I spent the first three months of 1960 living with Mr Okeke-ifi and his family in the Railway Quarters in Kaduna and my preoccupation was writing applications for a clerical job while waiting for the results of the West African School Certificate examinations. The preferred job with many school leavers was with the Nigerian Broadcasting Corporation as a news caster or continuity announcer. It looked a very dignified and reasonably well paid job. But other than that applications were thrown at all possible employers. I also applied to the Northern Nigeria Civil Service with knowledge that to get a job one had to enter into a five year bond with their Public Service Commission since I was from the East.
I did not have money and my mother was rather offended that I did not write to her as often as she would have liked. There was the issue of my father’s pension which he did not collect before leaving Zaria and which was being handled by his in-law Mr Kenneth Igwe in Zaria. There was also the issue of my sister, Patience. She had failed her Standard Six examination and a repeat was obviously not on her mind. Girl education was very low on the order of priority in Igbo families especially as Moses had just finished Primary School and the issue of his further studies was on the table. Furthermore, Patience was now living with my mother and father at home having been able to extricate herself from Uncle Cyril’s religious set-up. From correspondence it was obvious that being idle and eighteen years of age marriage was now top of her agenda. She had visions of being a Pastor’s wife and ending up a prophetess!
Things started happening at the end of March and early April. I decided to move from Mr Okeke-ifi’s house in the Railway Quarters to live with Mr Andrew Ike in NC 15, Muri Road, Sabon Gari, in the centre of town, nearer to companies and business houses. It was in a multi-tenanted bungalow tenement building. Andrew, a first cousin, was a lorry driver carrying load for people from Kaduna and back on the Maiduguri route. We lived in a two room apartment and I slept on the mat in the front room. The cluster of apartments had a common kitchen and a common bathroom which reeked of human odour mixed with soap. The bathroom had a hole made in the base of the wall from where the water flowed into the ubiquitous open gutter running at the back. From the bathroom one could hear the ducks tat-tat-tatting as they foraged for food in the mush. Next to the bathroom was the bucket toilet.

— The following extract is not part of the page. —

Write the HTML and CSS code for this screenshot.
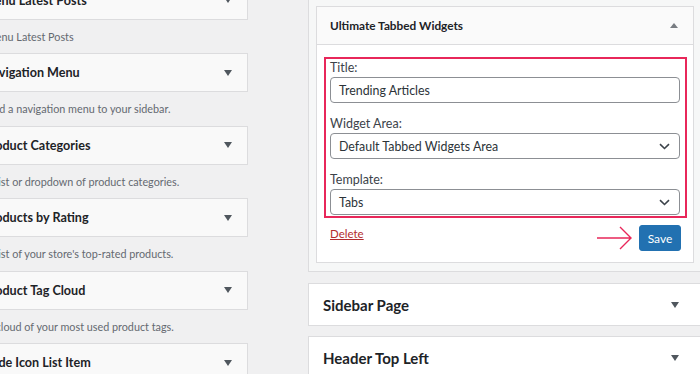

The results of the West African School Certificate examinations were released. I had four distinctions including English and History in which I was the only one that scored distinctions, and three credits. My results were less than I had expected as by my calculations I should have had at least six distinctions. Letters of congratulation poured in. The one from Vincent Ike was particularly encouraging. He was an Assistant Registrar in the University College, Ibadan. He was profuse in his praise and again raised the issue of what my ambition was. He suggested my studying Accountancy or Estate Management which he had done in an earlier letter. I really had no ambition. My going through Secondary School had been a miracle. How could I be thinking of higher education? Who would pay my fees?
I secured a job with the Posts and Telegraphs Department as a Technical-Officer-In-Training. I simply did not like the job and regarded it as a stop-gap while applying for other jobs. I had always known that I was weak in Mathematics and technical subjects. I liked the salary though. I later bought a bicycle to aid my movements.
During that April I got a letter from my father to check out a certain Bernard Okoli who wanted to marry my sister. Not long after I got information that my father and my mother got together and married off Patience to the same man. No other relatives were involved neither was my maternal uncle though the generally frosty relationship between her and her sister was a good explanation. Bride price agreed was #100 with #75 pounds down payment. My mother promptly seized the money and gave it to Omenukwa, our palm wine tapper neighbour, to keep. But that was a point of contention sometimes dangerous between her and my father. He had written me a letter asking whether the money should be used to zinc-roof the house or to be kept for Moses’ school fees.